Why being stuck in a small lab is still useful career practice
Being stuck is not wasted time when you learn to recover cleanly. Plenty of entry-level security work involves sorting partial information, documenting uncertainty, and choosing a careful next step. That is not failure. That is Tuesday.
NIST’s Cybersecurity Framework describes risk work as helping organizations understand and improve how they manage cybersecurity risk. Even if your lab is tiny and your coffee has gone cold, the practice of making calmer decisions under incomplete information translates well.
Short Story: On day 17 of a routine like this, I had one of those sessions where every idea looked almost right. The port scan was familiar. The clues were not empty. Nothing was exactly broken. And yet the whole thing felt slippery, like trying to stack plates on a moving train. Old me would have opened two more terminals and tried to out-hustle the discomfort. Instead, I stopped and wrote four lines:
what I knew, what I assumed, what had actually changed, and what single test would disprove my favorite theory. It turned out my favorite theory was wearing costume jewelry. One small check cracked it. The point was not that I became brilliant in minute 43. The point was that I finally stopped letting frustration dress up as momentum. That day taught me more than a clean exploit ever could.
Do Not Do This: Common Mistakes That Break a 30-Day Routine
Repeating the same scan without a new reason
This is the classic stall pattern. You rerun the same command as if it might reveal a new universe out of sympathy. Sometimes repetition is valid. Often it is just anxiety in command-line form.
Confusing activity with progress
Busy does not always mean effective. Five tabs open, two shell windows, a browser full of exploit references, and a note file with three desperate bullet points can create the appearance of motion. But progress means the session got clearer, not merely louder.

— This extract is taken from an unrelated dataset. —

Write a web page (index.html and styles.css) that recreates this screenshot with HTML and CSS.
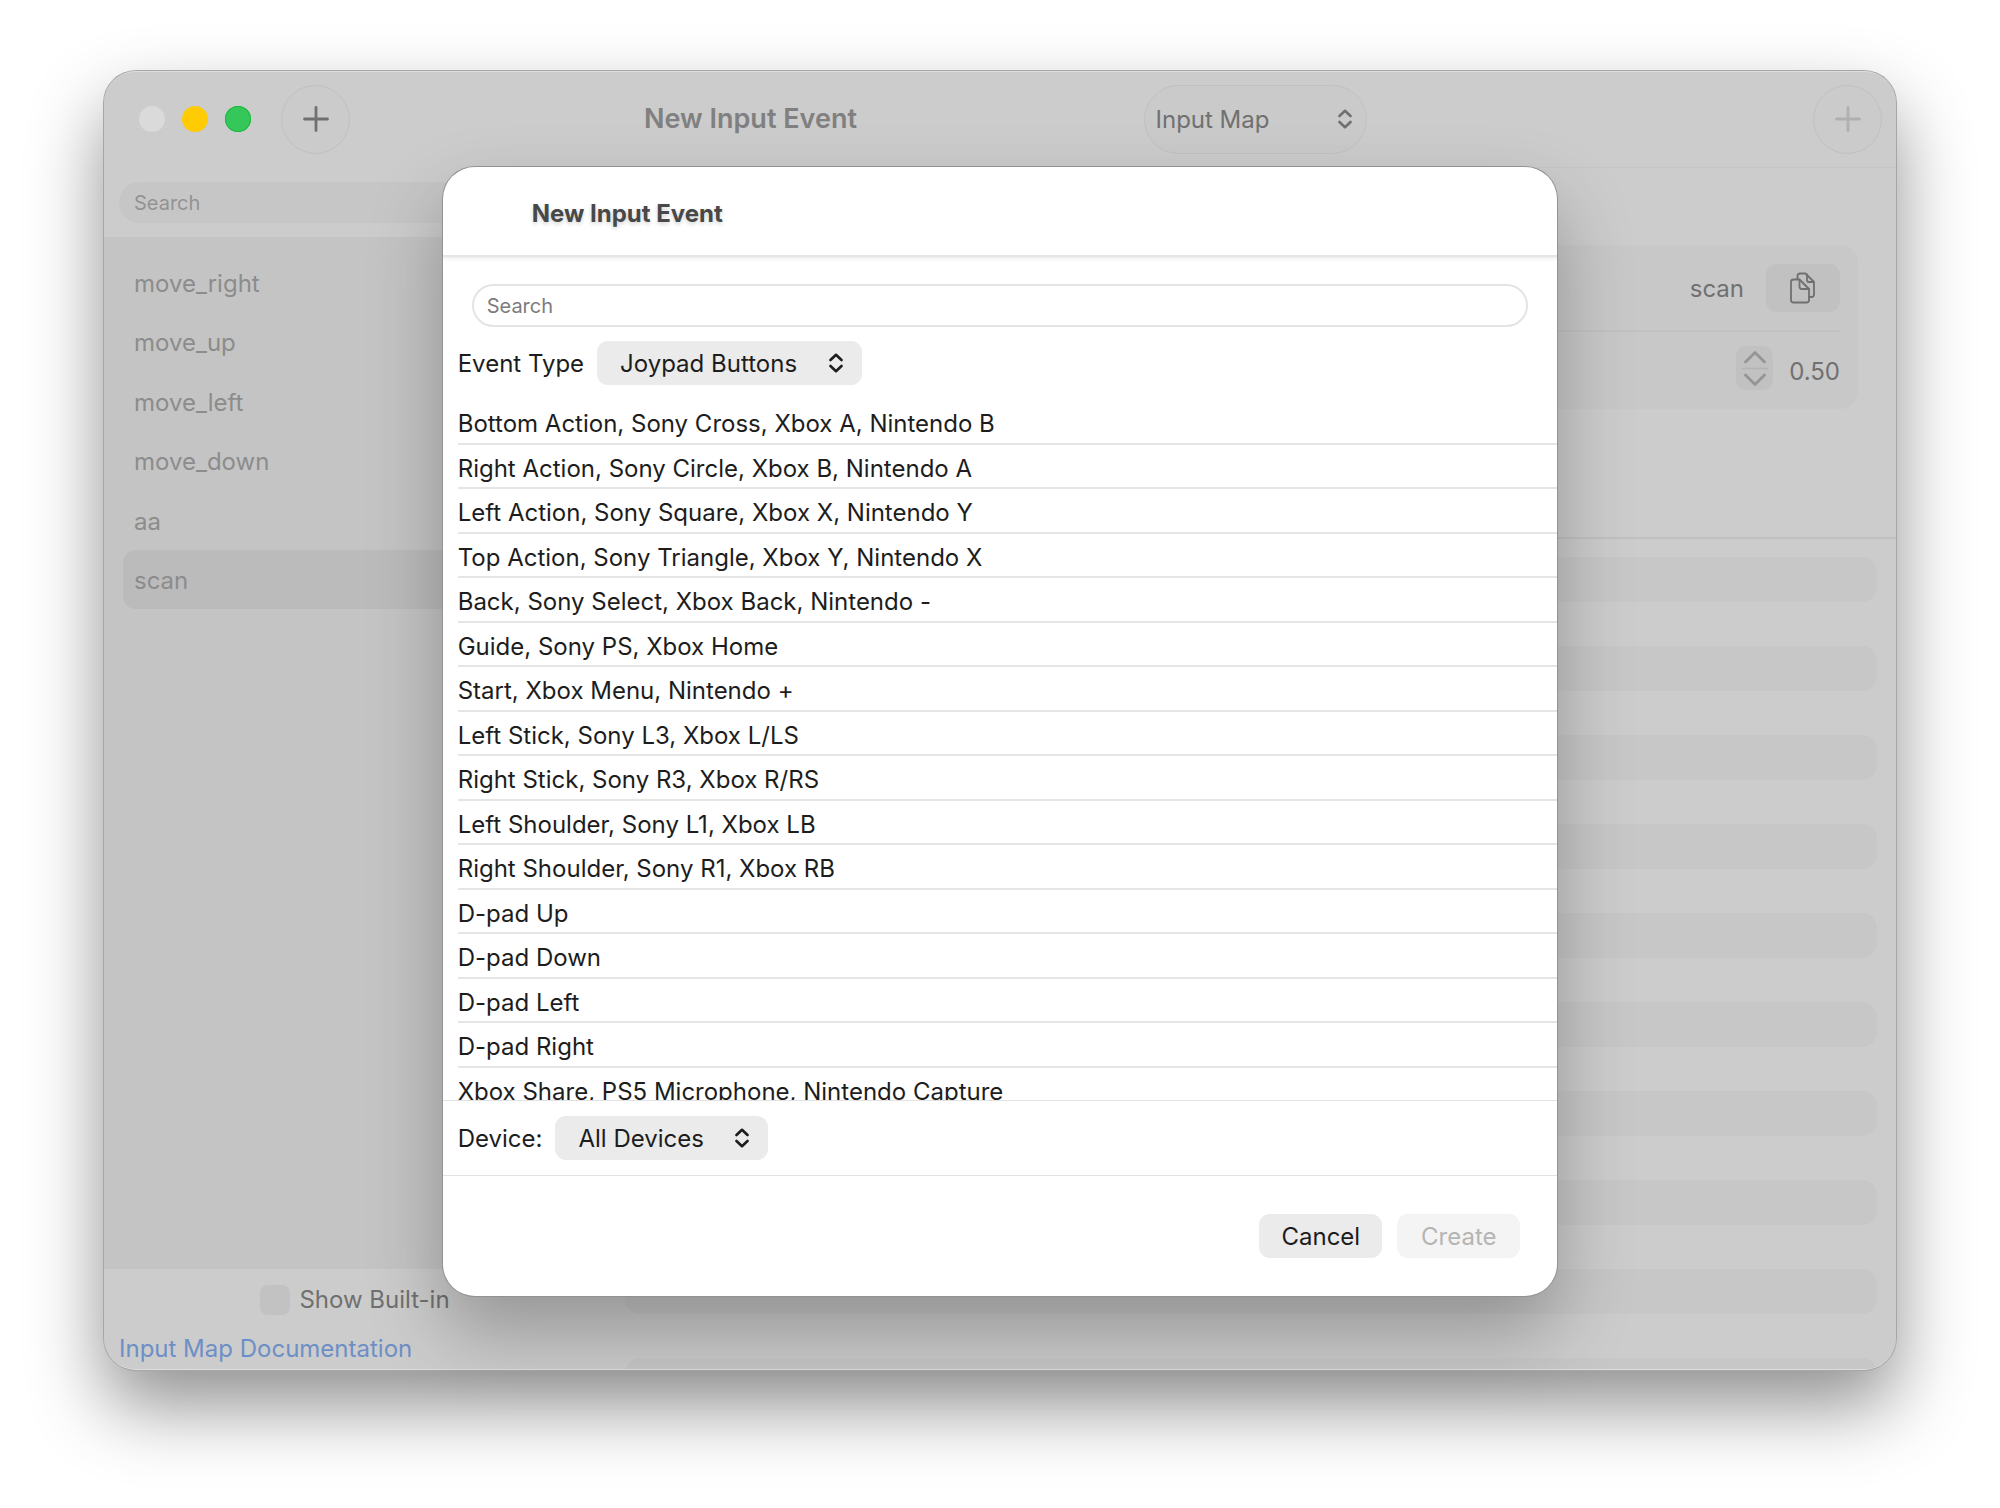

Jumping to public exploits before you understand the surface
Do not chase exploit names before you understand the terrain that makes them relevant. When you skip this step, you rob yourself of the reasoning that makes later explanation possible. You may still “get in,” but you will not know how to tell the story of why that path made sense. The best practice path for Kioptrix Level exists precisely to keep curiosity from outrunning evidence.
Copy-pasting commands you cannot explain later
If a command works and you cannot explain what it changed, what it tested, or why it mattered, your future self inherits a pile of mystery meat. That future self is usually tired, and increasingly annoyed with you. This is one reason articles like why copy-paste commands fail in Kioptrix are more valuable than they sound.
Quitting the note trail the moment the lab gets interesting
The exact moment the lab gets exciting is the moment your notes usually get worse. That is not a coincidence. Excitement narrows attention. You think you will remember. You will not. Or you will remember the wrong thing with startling confidence.
Quote-prep list: what to gather before comparing your own attack-path ideas
- Service or version evidence you can point to
- One sentence for why path A seems plausible
- One sentence for why path B is weaker right now
- The smallest test that would disprove your top guess
Neutral action: Do not compare tools first. Compare evidence first.
The Burnout Trap: Why Good Practice Sessions End Earlier Than You Think
Stop while your reasoning is still clean
One of the hardest things for ambitious learners is ending a session before it curdles. You think one more push will crack the problem. Sometimes it does. More often, it smears the notes, drains tomorrow’s motivation, and turns practice into a private grudge.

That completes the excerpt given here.